Throughout the history of both the U.S. and Harvard, we have been unable to hide. The canonization of the Declaration of Independence alongside the maintenance of racialized slavery branded black people as uniquely and hereditarily unworthy of the equality of opportunity promised to every other citizen.
And our nation has yet to supersede this history. A recent study showed that emailed appeals for mentorship from equally qualified people were considerably more likely to be answered if the sender’s name seemed to belong to a white male. Similarly distinct and significant is the effect of applicants’ race on job and bank loan applications and of defendants’ race on conviction rates and length of imprisonment for equal crimes. Such cases demonstrate not just the reality of systemic discrimination but also the processes by which white people of all classes benefit from their own form of affirmative action every day of their lives.
But I have no doubt that America and Harvard belong to me and I to them. One reason is that the role of being the perennial Constitutional Other of the nation and of the University gives many black people a clarity of mission unclouded by the option, available to Siskind, of pointing a finger at others in order to hide their own vulnerability. The “I, Too, Am Harvard” campaign exemplifies this insight. Therefore, I urge the Harvard community to follow The Diversity Report with care. They stand to learn a great deal about what many have chosen to overlook.

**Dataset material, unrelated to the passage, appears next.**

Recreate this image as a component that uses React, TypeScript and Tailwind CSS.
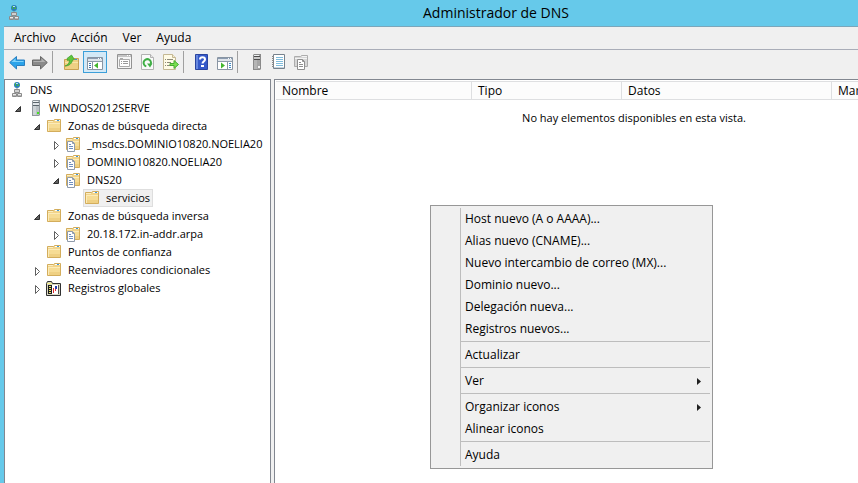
import type { ReactNode } from "react";

function Svg({ children }: { children: ReactNode }) {
  return (
    <svg width="16" height="16" viewBox="0 0 16 16" className="block shrink-0" aria-hidden>
      {children}
    </svg>
  );
}

function DnsIcon() {
  return (
    <Svg>
      <circle cx="6" cy="3" r="3" fill="#2a7fb8" />
      <path d="M4 1h2v1H5v2H4zM7 2h1v2H6V3h1z" fill="#45b04e" />
      <path d="M5 1h2v1H5z" fill="#b8e6f0" />
      <path d="M6 6v1" stroke="#8a8f94" fill="none" />
      <path d="M3.500 7.500h5v3h-5z" fill="#ececec" stroke="#8b8b8b" />
      <path d="M1.500 11.500h4v3h-4zM6.500 11.500h4v3h-4z" fill="#ececec" stroke="#8b8b8b" />
      <path d="M4 9h4M2 13.500h3M7 13.500h3" stroke="#b5b5b5" />
    </Svg>
  );
}

function ServerIcon({ dark = false }: { dark?: boolean }) {
  return (
    <Svg>
      <path d="M5 1l1-1h7v15l-1 1H5z" fill={dark ? "#8a8a8a" : "#8f979c"} />
      <path d="M6 1h6v14H6z" fill={dark ? "#a5a5a5" : "#b9c0c4"} />
      <path d="M6 1h5v1H6z" fill="#eef1f2" />
      <path d="M6 2h6v1H6zM6 5h6v1H6z" fill={dark ? "#4c4c4c" : "#5a646b"} />
      <path d="M6 3h6v2H6z" fill={dark ? "#c9c9c9" : "#dfe4e7"} />
      <path d="M6 6h3v9H6z" fill={dark ? "#b5b5b5" : "#cdd3d6"} />
      <path d="M10 12h2v2h-2z" fill={dark ? "#f2f2f2" : "#43e01f"} />
    </Svg>
  );
}

function FolderShape() {
  return (
    <>
      <path d="M1.500 2.500h6l1-1h6v12h-13z" fill="#f2d48a" stroke="#d3ad5c" />
      <path d="M2 3h5v1H2z" fill="#fbeec4" />
      <path d="M2 5h12v8H2z" fill="#f6dc95" />
      <path d="M2 5h12v1H2zM2 5h1v8H2z" fill="#fcebb8" />
      <path d="M3 10h11v3H3z" fill="#efd083" />
      <path d="M9 2h5v1H9z" fill="#fff" />
      <path d="M11 2h2v1h-2z" fill="#3f99dc" />
    </>
  );
}

function FolderIcon() {
  return <Svg><FolderShape /></Svg>;
}

function ZoneIcon() {
  return (
    <Svg>
      <FolderShape />
      <path d="M2.500 5.500h5l2 2v8h-7z" fill="#fff" stroke="#8f9bab" />
      <path d="M7.500 5.500v2h2" fill="none" stroke="#8f9bab" />
      <path d="M4 8.500h2M4 10.500h4M4 12.500h4" stroke="#6f8fc0" />
    </Svg>
  );
}

function LogsIcon() {
  return (
    <Svg>
      <path d="M.5 3.500l1-2h4l1 2h8v12H.5z" fill="#d8d6c0" stroke="#303030" />
      <path d="M1 3h5v1H1z" fill="#f4ef86" />
      <path d="M2 5h11v9H2z" fill="#1c1c1c" />
      <path d="M3 6h2v1H3zM3 8h2v1H3zM3 10h2v1H3zM3 12h2v1H3z" fill="#eee56b" />
      <path d="M6 5h6v9H6z" fill="#fff" />
      <path d="M9 6h2v3H9z" fill="#273aab" />
      <path d="M7 8h1v5H7zM9 9h1v2H9z" fill="#e22b2b" />
      <path d="M12 5h1v9h-1z" fill="#555" />
    </Svg>
  );
}

function ArrowIcon({ forward = false }: { forward?: boolean }) {
  return (
    <Svg>
      <g transform={forward ? "matrix(-1 0 0 1 16 0)" : undefined}>
        <path d="M.7 8.500L7.500 2.500V6h8v5.500h-8v3.500z" fill={forward ? "#8a8a8a" : "#2ba3ea"} stroke={forward ? "#686868" : "#2a7fc0"} />
        <path d="M2.500 8L6.500 4.400V7h8v1z" fill={forward ? "#b2b2b2" : "#7fd3fb"} />
      </g>
    </Svg>
  );
}

function UpFolderIcon() {
  return (
    <Svg>
      <path d="M1.500 5.500h5l1-1h8v11h-14z" fill="#efd083" stroke="#c9a253" />
      <path d="M2 8h13v1H2z" fill="#f9e5a7" />
      <path d="M12 5h2v1h-2z" fill="#438fd3" />
      <path d="M2 12c3-1 4.500-3 4.500-6L4.500 6.500 4 4.500 8.500 1l3 4.500-2 .5C9 9.500 6 12 2 12z" fill="#5fc63c" stroke="#3b9a2b" strokeWidth=".7" />
    </Svg>
  );
}

function PaneIcon({ forward = false }: { forward?: boolean }) {
  return (
    <Svg>
      <path d="M.5 3.500h15v12H.5z" fill="#fff" stroke="#8995a3" />
      <path d="M1 4h14v1H1z" fill="#8b9bb0" />
      <path d="M11 4h1v1h-1zM13 4h1v1h-1z" fill="#fff" />
      <path d="M1 5h14v2H1z" fill="#dfe4ea" />
      <path d="M1 7.500h14" stroke="#8f9cab" />
      {forward ? (
        <>
          <path d="M10.500 8v7" stroke="#8995a3" />
          <path d="M12 9.500h2M12 11.500h2M12 13.500h2" stroke="#3c89c8" />
          <path d="M4 8.500l4 3-4 3z" fill="#43b62d" />
        </>
      ) : (
        <>
          <path d="M5.500 8v7" stroke="#8995a3" />
          <path d="M2 9.500h2M2 11.500h2M2 13.500h2" stroke="#3c74ad" />
          <path d="M11 8.500l-4 3 4 3z" fill="#43b62d" />
        </>
      )}
    </Svg>
  );
}

function PropertiesIcon() {
  return (
    <Svg>
      <path d="M.5.500h14v14h-14z" fill="#f5f5f5" stroke="#929292" />
      <path d="M1 1h13v2H1z" fill="#c4c4c4" />
      <path d="M10 1h1v1h-1zM12 1h1v1h-1z" fill="#fff" />
      <path d="M2.500 5.500h10v7h-10zM3 4.500h3" fill="#fff" stroke="#aaa" />
      <path d="M4 7.500h1M6 7.500h5M4 9.500h1M6 9.500h5" stroke="#999" />
    </Svg>
  );
}

function RefreshIcon() {
  return (
    <Svg>
      <path d="M1.500.5h9l3 3v12h-12z" fill="#fafafa" stroke="#b2b2b2" />
      <path d="M10.500.5v3h3" fill="#e7e7e7" stroke="#b2b2b2" />
      <path d="M6.300 12.400A3.700 3.700 0 1 1 10.800 10" fill="none" stroke="#3fae45" strokeWidth="2" />
      <path d="M7 9.500h5.500l-2.500 4z" fill="#3fae45" />
    </Svg>
  );
}

function ExportIcon() {
  return (
    <Svg>
      <path d="M.5.5h9l3 3v12H.5z" fill="#fffbe6" stroke="#c4b893" />
      <path d="M9.500.5v3h3" fill="#f3ecd0" stroke="#c4b893" />
      <path d="M2 5.500h1M4 5.500h6M2 8.500h1M4 8.500h4M2 11.500h1M4 11.500h4" stroke="#8d8a79" />
      <path d="M7 9.500h4v-3l4.500 4-4.500 4v-3H7z" fill="#7ade4f" stroke="#45ad30" />
    </Svg>
  );
}

function HelpIcon() {
  return (
    <Svg>
      <path d="M1.500.5h12v15h-12z" fill="#3559c9" stroke="#2a459f" />
      <path d="M2 1h2v14H2z" fill="#6788df" />
      <path d="M6 5.500c0-3 5-3 5 0 0 2-2.500 2-2.500 4" fill="none" stroke="#fff" strokeWidth="2" />
      <path d="M7 11h3v2H7z" fill="#fff" />
    </Svg>
  );
}

function NotebookIcon() {
  return (
    <Svg>
      <path d="M2.500.5h11v14h-11z" fill="#fff" stroke="#76828d" />
      <path d="M5 3.500h7M5 5.500h7M5 7.500h7M5 9.500h7M5 11.500h7" stroke="#7fbcdc" />
      <path d="M3 13h10v1H3z" fill="#c4d3df" />
      <path d="M1 2.500h2M1 4.500h2M1 6.500h2M1 8.500h2M1 10.500h2M1 12.500h2" stroke="#8a8a8a" />
    </Svg>
  );
}

function CopyZoneIcon() {
  return (
    <Svg>
      <path d="M.5 2.500h6l1-1h6v11H.5z" fill="#d6d6d6" stroke="#acacac" />
      <path d="M1 4h12v1H1zM8 2h5v1H8z" fill="#f3f3f3" />
      <path d="M3.500 5.500h5l2 2v8h-7z" fill="#fff" stroke="#8f8f8f" />
      <path d="M8.500 5.500v2h2M5 8.500h2M5 10.500h4M5 12.500h4" fill="none" stroke="#8f8f8f" />
    </Svg>
  );
}

function Tool({ label, pressed, className = "", children }: { label: string; pressed?: boolean; className?: string; children: ReactNode }) {
  return (
    <button
      type="button"
      aria-label={label}
      aria-pressed={pressed}
      className={`flex h-[22px] shrink-0 items-center justify-center ${pressed ? "w-6 border border-[#3c9fd9] bg-[#d3e9f7]" : "w-4"} ${className}`}
    >
      {children}
    </button>
  );
}

function ToolDivider({ className = "" }: { className?: string }) {
  return <div role="separator" className={`h-[22px] w-px shrink-0 bg-[#a0a0a0] ${className}`} />;
}

function Expander({ open, label }: { open: boolean; label: string }) {
  return (
    <button type="button" aria-label={`${open ? "Contraer" : "Expandir"} ${label}`} className="flex h-full w-full items-center justify-center">
      <svg width="8" height="10" viewBox="0 0 8 10" className="mt-0.5 block" aria-hidden>
        {open ? (
          <path d="M6.500 2.500v5h-5z" fill="#606060" stroke="#303030" />
        ) : (
          <path d="M2.500 1.500l4 4-4 4z" fill="#fff" stroke="#606060" />
        )}
      </svg>
    </button>
  );
}

type Node = { label: string; icon: ReactNode; open?: boolean; selected?: boolean; children?: Node[] };

const tree: Node[] = [
  {
    label: "WINDOS2012SERVE",
    icon: <ServerIcon />,
    open: true,
    children: [
      {
        label: "Zonas de búsqueda directa",
        icon: <FolderIcon />,
        open: true,
        children: [
          { label: "_msdcs.DOMINIO10820.NOELIA20", icon: <ZoneIcon />, open: false },
          { label: "DOMINIO10820.NOELIA20", icon: <ZoneIcon />, open: false },
          {
            label: "DNS20",
            icon: <ZoneIcon />,
            open: true,
            children: [{ label: "servicios", icon: <FolderIcon />, selected: true }],
          },
        ],
      },
      {
        label: "Zonas de búsqueda inversa",
        icon: <FolderIcon />,
        open: true,
        children: [{ label: "20.18.172.in-addr.arpa", icon: <ZoneIcon />, open: false }],
      },
      { label: "Puntos de confianza", icon: <FolderIcon /> },
      { label: "Reenviadores condicionales", icon: <FolderIcon />, open: false },
      { label: "Registros globales", icon: <LogsIcon />, open: false },
    ],
  },
];

function TreeItem({ node }: { node: Node }) {
  return (
    <li role="treeitem" aria-expanded={node.open} aria-selected={node.selected ?? false}>
      <div className="flex h-[18px] items-center">
        <div className="h-full w-[17px] shrink-0">
          {node.open !== undefined && <Expander open={node.open} label={node.label} />}
        </div>
        <div className={`flex h-[18px] items-center gap-1.5 whitespace-nowrap border pr-0.5 ${node.selected ? "border-[#dedede] bg-[#f0f0f0]" : "border-transparent"}`}>
          {node.icon}
          <span>{node.label}</span>
        </div>
      </div>
      {node.children && (
        <ul role="group" className="pl-[19px]">
          {node.children.map((child) => <TreeItem key={child.label} node={child} />)}
        </ul>
      )}
    </li>
  );
}

const menuGroups: { label: string; submenu?: boolean }[][] = [
  [
    { label: "Host nuevo (A o AAAA)..." },
    { label: "Alias nuevo (CNAME)..." },
    { label: "Nuevo intercambio de correo (MX)..." },
    { label: "Dominio nuevo..." },
    { label: "Delegación nueva..." },
    { label: "Registros nuevos..." },
  ],
  [{ label: "Actualizar" }],
  [{ label: "Ver", submenu: true }],
  [{ label: "Organizar iconos", submenu: true }, { label: "Alinear iconos" }],
  [{ label: "Ayuda" }],
];

function ContextMenu() {
  return (
    <div role="menu" className="absolute left-[430px] top-[205px] w-[283px] border border-[#979797] bg-[#f0f0f0] py-0.5 pl-[29px] pr-0.5">
      <div className="border-l border-[#bdbdbd]">
        {menuGroups.map((group, index) => (
          <div key={group[0].label}>
            {index > 0 && <div role="separator" className="mb-0.5 mt-px h-px bg-[#bdbdbd]" />}
            {group.map((item) => (
              <button key={item.label} type="button" role="menuitem" className="flex h-[22px] w-full items-center justify-between pl-1 pr-2 text-left">
                <span>{item.label}</span>
                {item.submenu && (
                  <svg width="5" height="7" viewBox="0 0 5 7" aria-hidden><path d="M0 0l4 3.500L0 7z" fill="#202020" /></svg>
                )}
              </button>
            ))}
          </div>
        ))}
      </div>
    </div>
  );
}

export default function App() {
  return (
    <div className="relative h-screen overflow-hidden bg-[#66c9ea] font-['Open_Sans','Noto_Sans',sans-serif] text-[12px] leading-4 text-black">
      <div className="flex h-full min-w-[992px] flex-col">
        <header className="flex h-[26px] shrink-0 items-center pl-2 pr-6">
          <DnsIcon />
          <h1 className="flex-1 text-center text-[14px] leading-5">Administrador de DNS</h1>
        </header>
        <div className="ml-1 flex min-h-0 flex-1 flex-col border-t border-[#7ba6ba] bg-[#f0f0f0]">
          <nav aria-label="Menú principal" className="flex h-[23px] shrink-0 items-center gap-[15px] border-b border-[#a9adb8] pl-2.5">
            <button type="button">Archivo</button>
            <button type="button">Acción</button>
            <button type="button">Ver</button>
            <button type="button">Ayuda</button>
          </nav>
          <div role="toolbar" aria-label="Herramientas" className="flex h-[29px] shrink-0 items-start pl-[5px] pt-px">
            <Tool label="Atrás"><ArrowIcon /></Tool>
            <Tool label="Adelante" className="ml-[7px]"><ArrowIcon forward /></Tool>
            <ToolDivider className="ml-1" />
            <Tool label="Subir un nivel" className="ml-2.5"><UpFolderIcon /></Tool>
            <Tool label="Mostrar u ocultar árbol" pressed className="ml-1"><PaneIcon /></Tool>
            <Tool label="Propiedades" className="ml-2.5"><PropertiesIcon /></Tool>
            <Tool label="Actualizar" className="ml-[7px]"><RefreshIcon /></Tool>
            <Tool label="Exportar lista" className="ml-[7px]"><ExportIcon /></Tool>
            <ToolDivider className="ml-1" />
            <Tool label="Ayuda" className="ml-2.5"><HelpIcon /></Tool>
            <Tool label="Panel de acciones" className="ml-[7px]"><PaneIcon forward /></Tool>
            <ToolDivider className="ml-1" />
            <Tool label="Servidor nuevo" className="ml-2.5"><ServerIcon dark /></Tool>
            <Tool label="Registro nuevo" className="ml-[7px]"><NotebookIcon /></Tool>
            <Tool label="Zona nueva" className="ml-[7px]"><CopyZoneIcon /></Tool>
          </div>
          <div className="flex min-h-0 flex-1 gap-[3px]">
            <aside className="w-[267px] shrink-0 overflow-hidden border-x border-t border-[#828790] bg-white pt-px text-[11px]">
              <ul role="tree" aria-label="Consola">
                <li role="treeitem" aria-expanded aria-selected={false}>
                  <div className="flex h-[18px] items-center gap-[3px] pl-1.5">
                    <DnsIcon />
                    <span>DNS</span>
                  </div>
                  <ul role="group" className="pl-1">
                    {tree.map((node) => <TreeItem key={node.label} node={node} />)}
                  </ul>
                </li>
              </ul>
            </aside>
            <main className="min-w-0 flex-1 border-l border-t border-[#828790] bg-white pl-px pt-px">
              <table className="w-full table-fixed border-separate border-spacing-0 text-left">
                <colgroup>
                  <col className="w-[196px]" />
                  <col className="w-[150px]" />
                  <col className="w-[210px]" />
                  <col />
                </colgroup>
                <thead>
                  <tr>
                    {["Nombre", "Tipo", "Datos", "Marca de tiempo"].map((name) => (
                      <th key={name} scope="col" className="h-[19px] whitespace-nowrap border-y border-r border-[#dedfe1] bg-[#fcfcfc] p-0 pl-1.5 font-normal">{name}</th>
                    ))}
                  </tr>
                </thead>
                <tbody>
                  <tr>
                    <td colSpan={4} className="p-0 pt-2.5 text-center text-[11px]">No hay elementos disponibles en esta vista.</td>
                  </tr>
                </tbody>
              </table>
            </main>
          </div>
        </div>
      </div>
      <ContextMenu />
    </div>
  );
}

And to all you fellow sons and daughters of Harvard—whatever your color, ethnicity, region of origin, gender, sexual orientation, class, or professional rank: Can you feel the alienation that we feel, in a place you have every right to feel is your own? The “I, Too, Am Harvard” campaign is the proverbial “canary in the coalmine.” Once we all see ourselves in that coalmine, we may find a path toward cleaner air.
J. Lorand Matory ’82 is the Lawrence Richardson Professor of Cultural Anthropology and the Director of the Center for African and African American Research at Duke University. He previously served as Harvard Professor of Anthropology and of African and African American Studies.